DATA SHOWN:

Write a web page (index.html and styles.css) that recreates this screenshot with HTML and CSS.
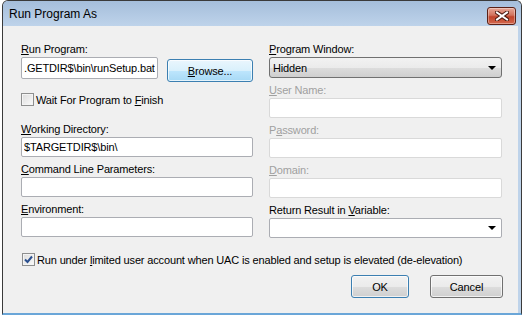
FILE: index.html
```html
<!DOCTYPE html>
<html lang="en">
<head>
  <meta charset="UTF-8" />
  <title>Run Program As</title>
  <link rel="stylesheet" href="styles.css">
</head>
<body>

  <div class="window">
    <div class="titlebar">
      <span class="title">Run Program As</span>
      <button class="close" type="button" aria-label="Close">
        <svg width="14" height="10" viewBox="0 0 14 10">
          <path d="M2 1.5 L12 8.5 M12 1.5 L2 8.5" stroke="#4a1a10" stroke-width="4" stroke-linecap="square"/>
          <path d="M2 1.5 L12 8.5 M12 1.5 L2 8.5" stroke="#fff" stroke-width="2" stroke-linecap="square"/>
        </svg>
      </button>
    </div>

    <div class="client">
      <div class="columns">
        <div class="col">
          <div class="field">
            <label><u>R</u>un Program:</label>
            <div class="row">
              <input class="text short" type="text" value=".GETDIR$\bin\runSetup.bat" readonly>
              <button class="btn browse" type="button"><u>B</u>rowse...</button>
            </div>
          </div>

          <label class="check wait">
            <span class="box"></span>
            <span>Wait For Program to <u>F</u>inish</span>
          </label>

          <div class="field after-check">
            <label><u>W</u>orking Directory:</label>
            <input class="text" type="text" value="$TARGETDIR$\bin\" readonly>
          </div>
          <div class="field">
            <label><u>C</u>ommand Line Parameters:</label>
            <input class="text" type="text">
          </div>
          <div class="field">
            <label><u>E</u>nvironment:</label>
            <input class="text" type="text">
          </div>
        </div>

        <div class="col">
          <div class="field">
            <label><u>P</u>rogram Window:</label>
            <div class="select">
              <span>Hidden</span>
              <span class="arrow"></span>
            </div>
          </div>
          <div class="field disabled">
            <label><u>U</u>ser Name:</label>
            <input class="text" type="text" disabled>
          </div>
          <div class="field disabled">
            <label>P<u>a</u>ssword:</label>
            <input class="text" type="password" disabled>
          </div>
          <div class="field disabled">
            <label><u>D</u>omain:</label>
            <input class="text" type="text" disabled>
          </div>
          <div class="field">
            <label>Return Result in <u>V</u>ariable:</label>
            <div class="combo">
              <span></span>
              <span class="arrow"></span>
            </div>
          </div>
        </div>
      </div>

      <label class="check uac">
        <span class="box checked">
          <svg width="9" height="9" viewBox="0 0 9 9">
            <path d="M1 4.5 L3.5 7 L8 1.5" fill="none" stroke="#2a4f8f" stroke-width="2"/>
          </svg>
        </span>
        <span>Run under <u>l</u>imited user account when UAC is enabled and setup is elevated (de-elevation)</span>
      </label>

      <div class="actions">
        <button class="btn ok" type="button">OK</button>
        <button class="btn cancel" type="button">Cancel</button>
      </div>
    </div>
  </div>

</body>
</html>
```

FILE: styles.css
```css
* {
  box-sizing: border-box;
}

body {
  margin: 0;
  padding: 0 0 0 2px;
  background: #fff;
  font-family: 'Liberation Sans', Arial, sans-serif;
  font-size: 11px;
  letter-spacing: -0.15px;
  color: #000;
}

.window {
  width: 520px;
  height: 315px;
  border: 1px solid #3a3a3a;
  border-bottom: 2px solid #6aa6d8;
  border-radius: 6px 6px 0 0;
  background: #bed3ea;
  display: flex;
  flex-direction: column;
}

.titlebar {
  height: 25px;
  display: flex;
  align-items: center;
  justify-content: space-between;
  padding: 0 5px 0 6px;
  background: linear-gradient(to bottom, #a5bedb, #bed3ea);
  border-radius: 5px 5px 0 0;
}

.title {
  font-size: 12px;
  letter-spacing: 0;
  margin-top: 1px;
}

.close {
  width: 29px;
  height: 18px;
  margin-top: 4px;
  padding: 0;
  border: 1px solid #5b2116;
  border-radius: 3px;
  background: linear-gradient(to bottom, #e7a897 0%, #d2735d 45%, #c0442b 55%, #d4674c 100%);
  display: flex;
  align-items: center;
  justify-content: center;
  box-shadow: inset 0 0 0 1px rgba(255, 255, 255, 0.35);
}

.client {
  flex: 1;
  margin-right: 3px;
  background: #f0f0f0;
  padding: 16px 0 0 18px;
}

.columns {
  display: flex;
  gap: 16px;
}

.col {
  display: flex;
  flex-direction: column;
}

.col:first-child {
  width: 232px;
}

.col:last-child {
  width: 233px;
}

.field {
  display: flex;
  flex-direction: column;
  gap: 1px;
  margin-bottom: 5px;
}

.field label {
  height: 14px;
  line-height: 14px;
}

.field.disabled label {
  color: #a0a0a0;
}

.row {
  display: flex;
  align-items: flex-start;
  gap: 9px;
}

.text {
  height: 20px;
  width: 100%;
  padding: 0 2px;
  border: 1px solid #abadb3;
  border-radius: 2px;
  background: #fff;
  font: inherit;
  letter-spacing: inherit;
  color: #000;
  outline: none;
}

.text:disabled {
  border-color: #d9d9d9;
  background: #fff;
}

.text.short {
  width: 137px;
  height: 22px;
  flex: none;
}

.btn {
  height: 23px;
  padding: 0;
  border: 1px solid #707070;
  border-radius: 3px;
  background: linear-gradient(to bottom, #f2f2f2 0%, #ebebeb 50%, #dddddd 51%, #cfcfcf 100%);
  box-shadow: inset 0 0 0 1px rgba(255, 255, 255, 0.7);
  font: inherit;
  letter-spacing: inherit;
  color: #000;
}

.browse {
  width: 86px;
  margin-top: 2px;
  border-color: #3c7fb1;
  background: linear-gradient(to bottom, #eaf6fd 0%, #d9f0fc 50%, #bee6fd 51%, #a7d9f5 100%);
}

.check {
  display: flex;
  align-items: center;
  gap: 2px;
  height: 17px;
}

.box {
  width: 13px;
  height: 13px;
  flex: none;
  border: 1px solid #8e8f8f;
  background: linear-gradient(to bottom right, #dcdcdc, #fbfbfb);
  box-shadow: inset 0 0 0 1px #f4f4f4;
  display: flex;
  align-items: center;
  justify-content: center;
}

.wait {
  margin-top: 4px;
}

.after-check {
  margin-top: 14px;
}

.select,
.combo {
  height: 21px;
  display: flex;
  align-items: center;
  justify-content: space-between;
  padding: 0 5px 0 3px;
  border: 1px solid #707070;
  border-radius: 3px;
  background: linear-gradient(to bottom, #f2f2f2 0%, #ebebeb 50%, #dddddd 51%, #cfcfcf 100%);
}

.combo {
  height: 20px;
  border-color: #abadb3;
  border-radius: 2px;
  background: #fff;
}

.arrow {
  width: 0;
  height: 0;
  border-left: 4px solid transparent;
  border-right: 4px solid transparent;
  border-top: 4px solid #000;
}

.uac {
  margin-top: 8px;
  margin-left: 1px;
}

.actions {
  display: flex;
  gap: 21px;
  margin: 7px 0 0 330px;
}

.ok {
  width: 58px;
  border-color: #3c7fb1;
}

.cancel {
  width: 73px;
}
```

PROBLEM DETAILS: All lines above containing the string "index" are to be collected.

TASK RESULT:
Write a web page (index.html and styles.css) that recreates this screenshot with HTML and CSS.
FILE: index.html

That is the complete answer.